Pandas DataFrames make it easy to filter the results further. Let's say we are ony interested in rules that satisfy the following criteria:

1. at least 2 antecedents
2. a confidence > 0.75
3. a lift score > 1.2

We could compute the antecedent length as follows:

In [None]:
rules["antecedent_len"] = rules["antecedents"].apply(lambda x: len(x))
rules

Then, we can use pandas' selection syntax as shown below:

In [None]:
rules[ (rules['antecedent_len'] >= 2) &
       (rules['confidence'] > 0.75) &
       (rules['lift'] > 1.2) ]

Similarly, using the Pandas API, we can select entries based on the "antecedents" or "consequents" columns:

In [None]:
rules[rules['antecedents'] == {'Eggs', 'Kidney Beans'}]

#### Frozensets

Note that the entries in the "itemsets" column are of type frozenset, which is built-in Python type that is similar to a Python set but immutable, which makes it more efficient for certain query or comparison operations (https://docs.python.org/3.6/library/stdtypes.html#frozenset). Since frozensets are sets, the item order does not matter. I.e., the query

rules[rules['antecedents'] == {'Eggs', 'Kidney Beans'}]
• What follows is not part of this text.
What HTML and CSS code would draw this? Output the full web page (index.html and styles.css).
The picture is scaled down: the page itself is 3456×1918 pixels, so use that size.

is equivalent to any of the following three

* rules[rules['antecedents'] == {'Kidney Beans', 'Eggs'}]
* rules[rules['antecedents'] == frozenset(('Eggs', 'Kidney Beans'))]
* rules[rules['antecedents'] == frozenset(('Kidney Beans', 'Eggs'))]

### Example 3 -- Frequent Itemsets with Incomplete Antecedent and Consequent Information
Most metrics computed by association_rules depends on the consequent and antecedent support score of a given rule provided in the frequent itemset input DataFrame. Consider the following example:

In [None]:
import pandas as pd

dict = {'itemsets': [['177', '176'], ['177', '179'],
                     ['176', '178'], ['176', '179'],
                     ['93', '100'], ['177', '178'],
                     ['177', '176', '178']],
        'support':[0.253623, 0.253623, 0.217391,
                   0.217391, 0.181159, 0.108696, 0.108696]}

freq_itemsets = pd.DataFrame(dict)
freq_itemsets

Note that this is a "cropped" DataFrame that doesn't contain the support values of the item subsets. This can create problems if we want to compute the association rule metrics for, e.g., 176 => 177.
For example, the confidence is computed as confidence(A→C)=support(A→C)/support(A). But we do not have support(A). All we know about "A"'s support is that it is at least 0.253623.

In these scenarios, where not all metric's can be computed, due to incomplete input DataFrames, you can use the support_only=True option, which will only compute the support column of a given rule that does not require as much info:

support(A→C)=support(A∪C),

"NaN's" will be assigned to all other metric columns:

In [None]:
from mlxtend.frequent_patterns import association_rules

res = association_rules(freq_itemsets, support_only=True, min_threshold=0.1)
res 

To clean up the representation, you may want to do the following:

In [None]:
res = res[['antecedents', 'consequents', 'support']]
res

### API
association_rules(df, metric='confidence', min_threshold=0.8, support_only=False)

Generates a DataFrame of association rules including the metrics 'score', 'confidence', and 'lift'

#### Parameters

df : pandas DataFrame

pandas DataFrame of frequent itemsets with columns ['support', 'itemsets']

metric : string (default: 'confidence')

Metric to evaluate if a rule is of interest. Automatically set to 'support' if support_only=True. Otherwise, supported metrics are 'support', 'confidence', 'lift',

'leverage', and 'conviction' These metrics are computed as follows:

- support(A->C) = support(A+C) [aka 'support'], range: [0, 1]

- confidence(A->C) = support(A+C) / support(A), range: [0, 1]

- lift(A->C) = confidence(A->C) / support(C), range: [0, inf]

- leverage(A->C) = support(A->C) - support(A)*support(C),
range: [-1, 1]

- conviction = [1 - support(C)] / [1 - confidence(A->C)],
range: [0, inf]

* min_threshold : float (default: 0.8)

Minimal threshold for the evaluation metric, via the metric parameter, to decide whether a candidate rule is of interest.

* support_only : bool (default: False)

Only computes the rule support and fills the other metric columns with NaNs. This is useful if:

a) the input DataFrame is incomplete, e.g., does not contain support values for all rule antecedents and consequents

b) you simply want to speed up the computation because you don't need the other metrics.

### Returns

pandas DataFrame with columns "antecedents" and "consequents" that store itemsets, plus the scoring metric columns: "antecedent support", "consequent support", "support", "confidence", "lift", "leverage", "conviction" of all rules for which metric(rule) >= min_threshold. Each entry in the "antecedents" and "consequents" columns are of type frozenset, which is a Python built-in type that behaves similarly to sets except that it is immutable.